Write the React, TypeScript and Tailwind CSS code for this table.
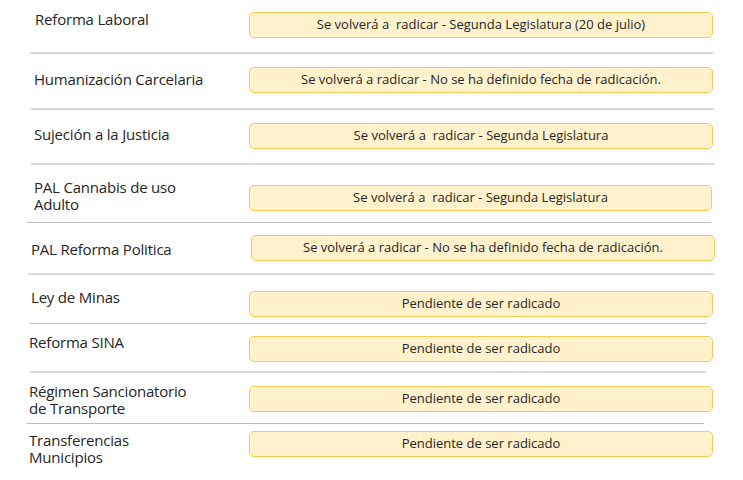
type Row = {
  label: string[];
  status: string;
  rowCls: string;
  labelCls: string;
  boxCls: string;
  sepCls?: string;
};

const rows: Row[] = [
  {
    label: ["Reforma Laboral"],
    status: "Se volverá a  radicar - Segunda Legislatura (20 de julio)",
    rowCls: "h-[52px]",
    labelCls: "pl-[35px] pt-[11px]",
    boxCls: "mt-[12px] ml-[249px] w-[464px]",
    sepCls: "ml-[30px] w-[683px] h-[2px] bg-[#d9d9d9]",
  },
  {
    label: ["Humanización Carcelaria"],
    status: "Se volverá a radicar - No se ha definido fecha de radicación.",
    rowCls: "h-[54px]",
    labelCls: "pl-[34px] pt-[17px]",
    boxCls: "mt-[13px] ml-[249px] w-[464px]",
    sepCls: "ml-[31px] w-[683px] h-[2px] bg-[#d9d9d9]",
  },
  {
    label: ["Sujeción a la Justicia"],
    status: "Se volverá a  radicar - Segunda Legislatura",
    rowCls: "h-[53px]",
    labelCls: "pl-[34px] pt-[16px]",
    boxCls: "mt-[13px] ml-[249px] w-[464px]",
    sepCls: "ml-[31px] w-[684px] h-[2px] bg-[#d9d9d9]",
  },
  {
    label: ["PAL Cannabis de uso", "Adulto"],
    status: "Se volverá a  radicar - Segunda Legislatura",
    rowCls: "h-[57px]",
    labelCls: "pl-[34px] pt-[14px]",
    boxCls: "mt-[20px] ml-[249px] w-[463px]",
    sepCls: "ml-[27px] w-[684px] h-[1px] bg-[#bfbfbf]",
  },
  {
    label: ["PAL Reforma Politica"],
    status: "Se volverá a radicar - No se ha definido fecha de radicación.",
    rowCls: "h-[50px]",
    labelCls: "pl-[31px] pt-[18px]",
    boxCls: "mt-[12px] ml-[251px] w-[464px]",
    sepCls: "ml-[28px] w-[686px] h-[2px] bg-[#d9d9d9]",
  },
  {
    label: ["Ley de Minas"],
    status: "Pendiente de ser radicado",
    rowCls: "h-[48px]",
    labelCls: "pl-[31px] pt-[14px]",
    boxCls: "mt-[16px] ml-[249px] w-[464px]",
    sepCls: "ml-[30px] w-[676px] h-[1px] bg-[#bfbfbf]",
  },
  {
    label: ["Reforma SINA"],
    status: "Pendiente de ser radicado",
    rowCls: "h-[47px]",
    labelCls: "pl-[29px] pt-[10px]",
    boxCls: "mt-[12px] ml-[249px] w-[464px]",
    sepCls: "ml-[30px] w-[676px] h-[2px] bg-[#d9d9d9]",
  },
  {
    label: ["Régimen Sancionatorio", "de Transporte"],
    status: "Pendiente de ser radicado",
    rowCls: "h-[50px]",
    labelCls: "pl-[29px] pt-[10px]",
    boxCls: "mt-[13px] ml-[249px] w-[464px]",
    sepCls: "ml-[27px] w-[677px] h-[1px] bg-[#bfbfbf]",
  },
  {
    label: ["Transferencias", "Municipios"],
    status: "Pendiente de ser radicado",
    rowCls: "h-[56px]",
    labelCls: "pl-[29px] pt-[8px]",
    boxCls: "mt-[7px] ml-[249px] w-[464px]",
  },
];

export default function App() {
  return (
    <div
      className="w-[743px] h-[480px] bg-white text-[#262626] overflow-hidden"
      style={{ fontFamily: '"Open Sans", "Noto Sans", sans-serif' }}
    >
      {rows.map((r, i) => (
        <div key={i}>
          <div className={`relative flex ${r.rowCls}`}>
            <div className={`absolute left-0 top-0 text-[15px] leading-[17px] tracking-[-0.2px] ${r.labelCls}`}>
              {r.label.map((l, j) => (
                <div key={j}>{l}</div>
              ))}
            </div>
            <div
              className={`h-[26px] flex items-center justify-center rounded-[5px] border-[1.5px] border-[#f6cb52] bg-[#fff2cc] text-[13px] whitespace-pre ${r.boxCls}`}
            >
              {r.status}
            </div>
          </div>
          {r.sepCls && <div className={r.sepCls} />}
        </div>
      ))}
    </div>
  );
}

● SET EXERCISE
Ignore the images and quote every line of the listing exactly.

● THE REPLY
Write the React, TypeScript and Tailwind CSS code for this table.
type Row = {
  label: string[];
  status: string;
  rowCls: string;
  labelCls: string;
  boxCls: string;
  sepCls?: string;
};

const rows: Row[] = [
  {
    label: ["Reforma Laboral"],
    status: "Se volverá a  radicar - Segunda Legislatura (20 de julio)",
    rowCls: "h-[52px]",
    labelCls: "pl-[35px] pt-[11px]",
    boxCls: "mt-[12px] ml-[249px] w-[464px]",
    sepCls: "ml-[30px] w-[683px] h-[2px] bg-[#d9d9d9]",
  },
  {
    label: ["Humanización Carcelaria"],
    status: "Se volverá a radicar - No se ha definido fecha de radicación.",
    rowCls: "h-[54px]",
    labelCls: "pl-[34px] pt-[17px]",
    boxCls: "mt-[13px] ml-[249px] w-[464px]",
    sepCls: "ml-[31px] w-[683px] h-[2px] bg-[#d9d9d9]",
  },
  {
    label: ["Sujeción a la Justicia"],
    status: "Se volverá a  radicar - Segunda Legislatura",
    rowCls: "h-[53px]",
    labelCls: "pl-[34px] pt-[16px]",
    boxCls: "mt-[13px] ml-[249px] w-[464px]",
    sepCls: "ml-[31px] w-[684px] h-[2px] bg-[#d9d9d9]",
  },
  {
    label: ["PAL Cannabis de uso", "Adulto"],
    status: "Se volverá a  radicar - Segunda Legislatura",
    rowCls: "h-[57px]",
    labelCls: "pl-[34px] pt-[14px]",
    boxCls: "mt-[20px] ml-[249px] w-[463px]",
    sepCls: "ml-[27px] w-[684px] h-[1px] bg-[#bfbfbf]",
  },
  {
    label: ["PAL Reforma Politica"],
    status: "Se volverá a radicar - No se ha definido fecha de radicación.",
    rowCls: "h-[50px]",
    labelCls: "pl-[31px] pt-[18px]",
    boxCls: "mt-[12px] ml-[251px] w-[464px]",
    sepCls: "ml-[28px] w-[686px] h-[2px] bg-[#d9d9d9]",
  },
  {
    label: ["Ley de Minas"],
    status: "Pendiente de ser radicado",
    rowCls: "h-[48px]",
    labelCls: "pl-[31px] pt-[14px]",
    boxCls: "mt-[16px] ml-[249px] w-[464px]",
    sepCls: "ml-[30px] w-[676px] h-[1px] bg-[#bfbfbf]",
  },
  {
    label: ["Reforma SINA"],
    status: "Pendiente de ser radicado",
    rowCls: "h-[47px]",
    labelCls: "pl-[29px] pt-[10px]",
    boxCls: "mt-[12px] ml-[249px] w-[464px]",
    sepCls: "ml-[30px] w-[676px] h-[2px] bg-[#d9d9d9]",
  },
  {
    label: ["Régimen Sancionatorio", "de Transporte"],
    status: "Pendiente de ser radicado",
    rowCls: "h-[50px]",
    labelCls: "pl-[29px] pt-[10px]",
    boxCls: "mt-[13px] ml-[249px] w-[464px]",
    sepCls: "ml-[27px] w-[677px] h-[1px] bg-[#bfbfbf]",
  },
  {
    label: ["Transferencias", "Municipios"],
    status: "Pendiente de ser radicado",
    rowCls: "h-[56px]",
    labelCls: "pl-[29px] pt-[8px]",
    boxCls: "mt-[7px] ml-[249px] w-[464px]",
  },
];

export default function App() {
  return (
    <div
      className="w-[743px] h-[480px] bg-white text-[#262626] overflow-hidden"
      style={{ fontFamily: '"Open Sans", "Noto Sans", sans-serif' }}
    >
      {rows.map((r, i) => (
        <div key={i}>
          <div className={`relative flex ${r.rowCls}`}>
            <div className={`absolute left-0 top-0 text-[15px] leading-[17px] tracking-[-0.2px] ${r.labelCls}`}>
              {r.label.map((l, j) => (
                <div key={j}>{l}</div>
              ))}
            </div>
            <div
              className={`h-[26px] flex items-center justify-center rounded-[5px] border-[1.5px] border-[#f6cb52] bg-[#fff2cc] text-[13px] whitespace-pre ${r.boxCls}`}
            >
              {r.status}
            </div>
          </div>
          {r.sepCls && <div className={r.sepCls} />}
        </div>
      ))}
    </div>
  );
}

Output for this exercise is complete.